__TASK__.
Answer with one number: how many lines hold the string "index".

Records with interface code
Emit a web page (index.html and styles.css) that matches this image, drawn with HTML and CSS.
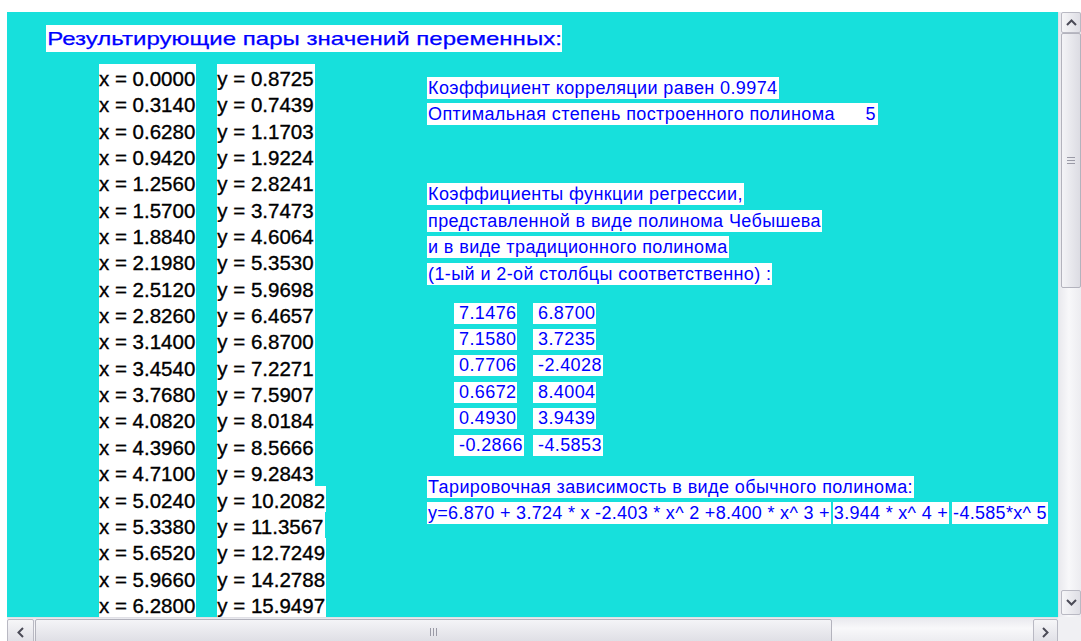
FILE: index.html
```html
<!DOCTYPE html>
<html lang="ru">
<head>
<meta charset="utf-8">
<title>Результаты аппроксимации</title>
<link rel="stylesheet" href="styles.css">
</head>
<body>
<div class="window">
  <div class="canvas">
    <div class="title"><span>Результирующие пары значений переменных:</span></div>
    <div class="main">
      <div class="pairs">
        <div class="col">
          <div class="cell">x = 0.0000</div>
          <div class="cell">x = 0.3140</div>
          <div class="cell">x = 0.6280</div>
          <div class="cell">x = 0.9420</div>
          <div class="cell">x = 1.2560</div>
          <div class="cell">x = 1.5700</div>
          <div class="cell">x = 1.8840</div>
          <div class="cell">x = 2.1980</div>
          <div class="cell">x = 2.5120</div>
          <div class="cell">x = 2.8260</div>
          <div class="cell">x = 3.1400</div>
          <div class="cell">x = 3.4540</div>
          <div class="cell">x = 3.7680</div>
          <div class="cell">x = 4.0820</div>
          <div class="cell">x = 4.3960</div>
          <div class="cell">x = 4.7100</div>
          <div class="cell">x = 5.0240</div>
          <div class="cell">x = 5.3380</div>
          <div class="cell">x = 5.6520</div>
          <div class="cell">x = 5.9660</div>
          <div class="cell">x = 6.2800</div>
        </div>
        <div class="col">
          <div class="cell">y = 0.8725</div>
          <div class="cell">y = 0.7439</div>
          <div class="cell">y = 1.1703</div>
          <div class="cell">y = 1.9224</div>
          <div class="cell">y = 2.8241</div>
          <div class="cell">y = 3.7473</div>
          <div class="cell">y = 4.6064</div>
          <div class="cell">y = 5.3530</div>
          <div class="cell">y = 5.9698</div>
          <div class="cell">y = 6.4657</div>
          <div class="cell">y = 6.8700</div>
          <div class="cell">y = 7.2271</div>
          <div class="cell">y = 7.5907</div>
          <div class="cell">y = 8.0184</div>
          <div class="cell">y = 8.5666</div>
          <div class="cell">y = 9.2843</div>
          <div class="cell">y = 10.2082</div>
          <div class="cell">y = 11.3567</div>
          <div class="cell">y = 12.7249</div>
          <div class="cell">y = 14.2788</div>
          <div class="cell">y = 15.9497</div>
        </div>
      </div>

      <div class="report">
        <div class="stack">
          <div class="line">Коэффициент корреляции равен 0.9974</div>
          <div class="line degree"><span>Оптимальная степень построенного полинома</span><span>5</span></div>
        </div>

        <div class="stack caption">
          <div class="line">Коэффициенты функции регрессии,</div>
          <div class="line">представленной в виде полинома Чебышева</div>
          <div class="line">и в виде традиционного полинома</div>
          <div class="line">(1-ый и 2-ой столбцы соответственно) :</div>
        </div>

        <div class="coefs">
          <div class="num">7.1476</div><div class="num">6.8700</div>
          <div class="num">7.1580</div><div class="num">3.7235</div>
          <div class="num">0.7706</div><div class="num">-2.4028</div>
          <div class="num">0.6672</div><div class="num">8.4004</div>
          <div class="num">0.4930</div><div class="num">3.9439</div>
          <div class="num">-0.2866</div><div class="num">-4.5853</div>
        </div>

        <div class="stack formula">
          <div class="line">Тарировочная зависимость в виде обычного полинома:</div>
          <div class="terms">
            <div class="line">y=6.870 + 3.724 * x -2.403 * x^ 2 +8.400 * x^ 3 +</div>
            <div class="line">3.944 * x^ 4 +</div>
            <div class="line">-4.585*x^ 5</div>
          </div>
        </div>
      </div>
    </div>
  </div>

  <div class="vscroll">
    <div class="btn">
      <svg width="11" height="7" viewBox="0 0 11 7"><path d="M1 6 L5.5 1.5 L10 6" fill="none" stroke="#4b4b57" stroke-width="2"/></svg>
    </div>
    <div class="thumb vthumb">
      <svg width="8" height="7" viewBox="0 0 8 7"><path d="M0 0.5H8M0 3.5H8M0 6.5H8" stroke="#9a9aa6" stroke-width="1"/></svg>
    </div>
    <div class="track"></div>
    <div class="btn down">
      <svg width="11" height="7" viewBox="0 0 11 7"><path d="M1 1 L5.5 5.5 L10 1" fill="none" stroke="#4b4b57" stroke-width="2"/></svg>
    </div>
  </div>

  <div class="hscroll">
    <div class="btn left">
      <svg width="7" height="11" viewBox="0 0 7 11"><path d="M6 1 L1.5 5.5 L6 10" fill="none" stroke="#4b4b57" stroke-width="2"/></svg>
    </div>
    <div class="thumb hthumb">
      <svg width="7" height="8" viewBox="0 0 7 8"><path d="M0.5 0V8M3.5 0V8M6.5 0V8" stroke="#9a9aa6" stroke-width="1"/></svg>
    </div>
    <div class="track"></div>
    <div class="btn right">
      <svg width="7" height="11" viewBox="0 0 7 11"><path d="M1 1 L5.5 5.5 L1 10" fill="none" stroke="#4b4b57" stroke-width="2"/></svg>
    </div>
  </div>

  <div class="corner"></div>
</div>
</body>
</html>
```

FILE: styles.css
```css
body {
  margin: 0;
  background: #ffffff;
  font-family: "Liberation Sans", Arial, sans-serif;
}

/* form frame: client area + scrollbars */
.window {
  margin: 12px 0 0 7px;
  width: 1074px;
  height: 629px;
  display: grid;
  grid-template-columns: 1051px 23px;
  grid-template-rows: 605px 24px;
  overflow: hidden;
}

.canvas {
  background: #17e0dc;
  overflow: hidden;
  padding: 13px 0 0 39px;
}

/* heading */
.title {
  width: 516px;
  height: 27px;
  background: #ffffff;
  color: #0000ff;
  font-size: 19px;
  line-height: 27px;
  white-space: nowrap;
  overflow: hidden;
}

.title span {
  display: inline-block;
  padding-left: 1px;
  transform: scaleX(1.265);
  transform-origin: 0 50%;
  -webkit-text-stroke: 0.25px #0000ff;
}

.main {
  display: grid;
  grid-template-columns: 381px auto;
  margin-top: 12px;
}

/* x / y value columns */
.pairs {
  display: flex;
  gap: 21px;
  padding-left: 53px;
  align-items: flex-start;
}

.col {
  display: flex;
  flex-direction: column;
  align-items: flex-start;
}

.cell {
  background: #ffffff;
  color: #000000;
  font-size: 20.5px;
  letter-spacing: 0;
  height: 26.35px;
  line-height: 30px;
  padding-right: 1px;
  white-space: nowrap;
  -webkit-text-stroke: 0.35px #000000;
}

/* right-hand report */
.report {
  padding-top: 13px;
  color: #0000ff;
  font-size: 18px;
  letter-spacing: 0.4px;
}

.stack {
  display: flex;
  flex-direction: column;
  align-items: flex-start;
  gap: 4.4px;
}

.line {
  background: #ffffff;
  height: 22px;
  line-height: 22px;
  padding: 0 1px;
  white-space: nowrap;
}

.degree {
  display: flex;
  justify-content: space-between;
  width: 448px;
  padding-right: 2px;
}

.caption {
  margin-top: 58px;
}

.coefs {
  margin-top: 18px;
  padding-left: 27px;
  display: grid;
  grid-template-columns: 79px auto;
  row-gap: 5.4px;
  justify-items: start;
}

.num {
  background: #ffffff;
  height: 21px;
  line-height: 21px;
  padding: 0 1px 0 5px;
}

.formula {
  margin-top: 20px;
}

.terms {
  display: flex;
  gap: 2px;
  letter-spacing: 0.3px;
}

.terms .line:last-child {
  margin-left: 1px;
}

/* scrollbars */
.vscroll {
  background: linear-gradient(90deg, #e9e9ee, #f8f8fa 45%, #ececf0);
  display: flex;
  flex-direction: column;
  padding: 0 0 2px 2px;
  border-left: 1px solid #e2e2e8;
}

.hscroll {
  background: linear-gradient(180deg, #e9e9ee, #f8f8fa 45%, #ececf0);
  display: flex;
  padding-top: 1px;
  border-top: 1px solid #e0e0e6;
}

.corner {
  background: #f0f0f3;
}

.btn {
  flex: none;
  border: 1px solid #b9b9c3;
  border-radius: 2px;
  background: linear-gradient(90deg, #f6f6f8, #dedee5);
  display: flex;
  align-items: center;
  justify-content: center;
  box-sizing: border-box;
}

.vscroll .btn {
  height: 21px;
}

.vscroll .down {
  height: 25px;
}

.hscroll .btn {
  height: 26px;
  background: linear-gradient(180deg, #f6f6f8, #dedee5);
}

.hscroll .left {
  width: 27px;
}

.hscroll .right {
  width: 25px;
}

.thumb {
  flex: none;
  border: 1px solid #b3b3bd;
  border-radius: 2px;
  display: flex;
  align-items: center;
  justify-content: center;
  box-sizing: border-box;
}

.vthumb {
  height: 255px;
  background: linear-gradient(90deg, #f4f4f7, #dcdce3);
}

.hthumb {
  width: 797px;
  margin-left: 1px;
  height: 26px;
  background: linear-gradient(180deg, #f4f4f7, #dcdce3);
}

.track {
  flex: 1;
}
```
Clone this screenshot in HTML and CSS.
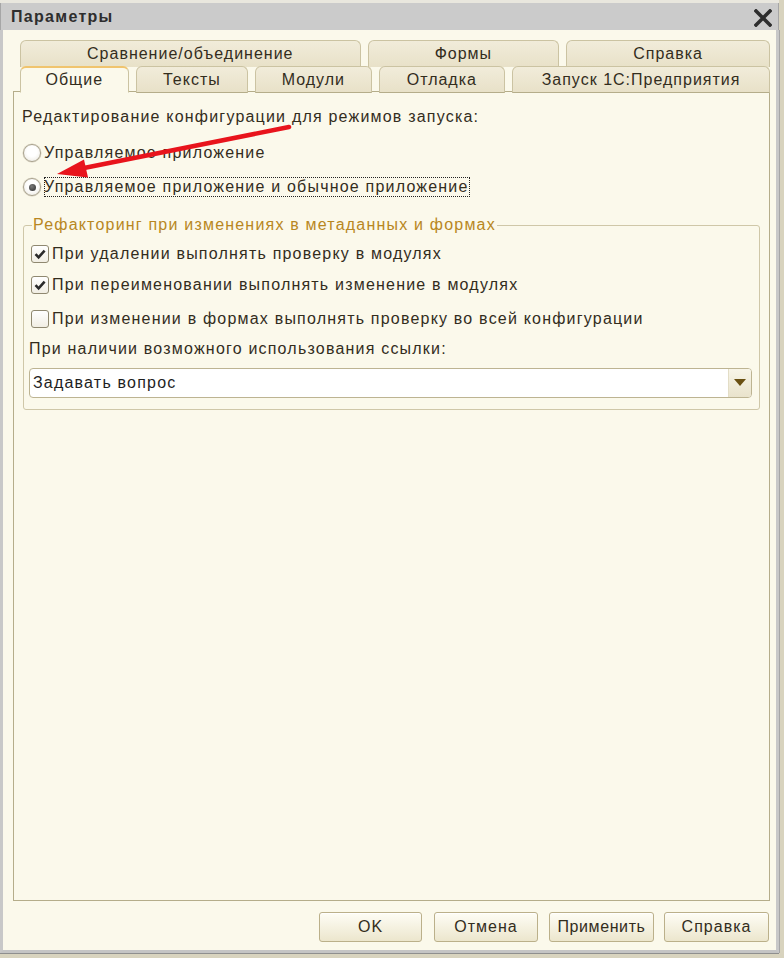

__THE OUTPUT__.
2